The legal services do not involve work physically performed on goods situated in the indirect tax zone and they are not directly connected with real property situated in the indirect tax zone.

The exclusions at subsections 38-190(2) and 38-190(2A) of the GST Act are not relevant to your case.

Under subsection 38-190(3) of the GST Act, a supply of services to a customer (who purchases the services) is not GST-free under item 2 in certain circumstances where the supply is provided to a third party (someone other than the customer).

Paragraphs 61 and 62 of Goods and Services tax Ruling GSTR 2005/6 provide guidance on determining whether services etc are provided to another entity (other than the customer). They state:

    61. Thus the expression 'provided to another entity' means, in our view, that in the performance of a service (or in the doing of some thing), the actual flow of that supply is, in whole or part, to an entity that is not the non-resident entity with which the supplier made the agreement for the supply. The contractual flow is to one entity (the non-resident recipient) and the actual flow of the supply is to another entity.

    62. For example, if a supply of entertainment services is made to a non-resident company and in the performance of that service the employees are the entities that are entertained, the actual flow of that service is to another entity, each employee (see above where the meaning of 'another entity' is discussed). The supply is made to the non-resident company (the employer) and provided to another entity (each employee).
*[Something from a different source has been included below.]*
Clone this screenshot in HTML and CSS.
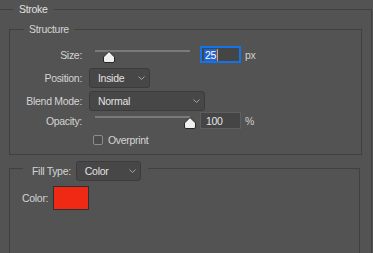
FILE: index.html
```html
<html>
<head>
  <link rel="stylesheet" href="styles.css">
</head>
<body>
  <!-- Stroke layer style panel -->
  <fieldset class="group panel">
    <legend class="group-title panel-title">Stroke</legend>

    <fieldset class="group structure">
      <legend class="group-title">Structure</legend>

      <div class="row row-size">
        <span class="row-label">Size:</span>
        <div class="slider">
          <div class="slider-track"></div>
          <svg class="slider-thumb thumb-size" viewBox="0 0 12 12" width="12" height="12"><path d="M6 0.5 L11.5 6 V10 Q11.5 11.5 10 11.5 H2 Q0.5 11.5 0.5 10 V6 Z" fill="#f0f0f0" stroke="#262626"/></svg>
        </div>
        <div class="num-input is-focused"><span class="sel">25</span><span class="caret"></span></div>
        <span class="unit">px</span>
      </div>

      <div class="row row-position">
        <span class="row-label">Position:</span>
        <div class="dropdown dropdown-position">
          <span>Inside</span>
          <svg class="chevron" viewBox="0 0 7 4" width="7" height="4"><polyline points="0.5,0.5 3.5,3.5 6.5,0.5" fill="none" stroke="#a3a3a3"/></svg>
        </div>
      </div>

      <div class="row row-blend">
        <span class="row-label">Blend Mode:</span>
        <div class="dropdown dropdown-blend">
          <span>Normal</span>
          <svg class="chevron" viewBox="0 0 7 4" width="7" height="4"><polyline points="0.5,0.5 3.5,3.5 6.5,0.5" fill="none" stroke="#a3a3a3"/></svg>
        </div>
      </div>

      <div class="row row-opacity">
        <span class="row-label">Opacity:</span>
        <div class="slider">
          <div class="slider-track"></div>
          <svg class="slider-thumb thumb-opacity" viewBox="0 0 12 12" width="12" height="12"><path d="M6 0.5 L11.5 6 V10 Q11.5 11.5 10 11.5 H2 Q0.5 11.5 0.5 10 V6 Z" fill="#f0f0f0" stroke="#262626"/></svg>
        </div>
        <div class="num-input">100</div>
        <span class="unit">%</span>
      </div>

      <div class="row row-overprint">
        <span class="row-label"></span>
        <span class="checkbox"></span>
        <span>Overprint</span>
      </div>
    </fieldset>

    <fieldset class="group fill">
      <legend class="group-title fill-title">
        <span class="fill-label">Fill Type:</span>
        <div class="dropdown dropdown-fill">
          <span>Color</span>
          <svg class="chevron" viewBox="0 0 7 4" width="7" height="4"><polyline points="0.5,0.5 3.5,3.5 6.5,0.5" fill="none" stroke="#a3a3a3"/></svg>
        </div>
      </legend>

      <div class="row row-color">
        <span>Color:</span>
        <span class="swatch"></span>
      </div>
    </fieldset>
  </fieldset>
</body>
</html>
```

FILE: styles.css
```css
html, body { height: 100%; }
body {
   margin: 0;
   overflow: hidden;
   background-color: #535353;
   color: #d4d4d4;
   font-family: "Liberation Sans", Arial, sans-serif;
   font-size: 10.5px;
   letter-spacing: -0.3px;
}

/* group boxes */
.group {
   margin: 0;
   padding: 0;
   min-width: 0;
   border: 1px solid #404040;
}
.group-title { padding: 0 6px; line-height: 13px; }

.panel {
   margin: 3px 1px 0 0;
   padding: 7px 9px 0 9px;
   border-left: none;
   border-bottom: none;
}
.panel-title { margin-left: 4px; color: #e0e0e0; }

.structure { padding: 10px 0 7px 0; }
.structure > legend { margin-left: 14px; padding: 0 5px; }

.fill {
   margin: 6px 2px 0 0;
   padding: 10px 12px 80px 12px;
   border-bottom: none;
}
.fill-title {
   display: flex;
   align-items: flex-start;
   gap: 5px;
   height: 15px;
   margin-left: 1px;
   padding: 0 7px 0 9px;
}
.fill-label { line-height: 20px; }

/* rows */
.row { display: flex; align-items: center; height: 17px; }
.row-label {
   flex: none;
   width: 72px;
   margin-right: 7px;
   text-align: right;
}
.row-position { height: 20px; margin-top: 5px; }
.row-blend { height: 20px; margin-top: 3px; }
.row-opacity { margin-top: 1px; }
.row-overprint { height: 14px; margin-top: 4px; }
.row-color { height: 24px; }

/* slider */
.slider {
   position: relative;
   flex: none;
   width: 107px;
   align-self: stretch;
}
.slider-track { margin: 4px 6px 0 6px; height: 2px; background-color: #7a7a7a; }
.slider-thumb { position: absolute; top: 5px; }
.thumb-size { left: 14px; }
.thumb-opacity { left: 95px; }

/* number field */
.num-input {
   box-sizing: border-box;
   display: flex;
   align-items: center;
   width: 41px;
   height: 17px;
   margin-left: 4px;
   padding-left: 5px;
   background-color: #454545;
   border: 1px solid #5e5e5e;
   color: #e6e6e6;
}
.num-input.is-focused { border: 2px solid #1473e6; padding-left: 2px; }
.sel { background-color: #1f64d2; color: #ffffff; padding: 0 1px; line-height: 12px; }
.caret { width: 1px; height: 12px; background-color: #ff9a1f; }
.unit { margin-left: 4px; color: #cfcfcf; }

/* dropdown */
.dropdown {
   box-sizing: border-box;
   display: flex;
   align-items: center;
   justify-content: space-between;
   flex: none;
   height: 20px;
   padding: 0 4px 0 8px;
   background-color: #474747;
   border: 1px solid #3b3b3b;
   border-radius: 3px;
   color: #e2e2e2;
}
.dropdown-position { width: 61px; }
.dropdown-blend { width: 116px; }
.dropdown-fill { width: 65px; }

.checkbox {
   box-sizing: border-box;
   width: 10px;
   height: 10px;
   margin: 0 5px 0 4px;
   border: 1px solid #8c8c8c;
   border-radius: 2px;
   background-color: #4c4c4c;
}

.swatch {
   box-sizing: border-box;
   width: 36px;
   height: 24px;
   margin-left: 5px;
   border: 1px solid #2f2f2f;
   background-color: #ef2914;
}
```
You are providing advice to Company X (which is one of your customers) and representing Company X in the appeal proceeding. Therefore, you are providing these services (purchased by Company X) to your customer (Company X) rather than to a third party.

None of the exclusions apply.

Therefore, you are making a GST-free supply of legal services to Company X under item 2. Hence, GST is not payable on your supply of legal services to Company X.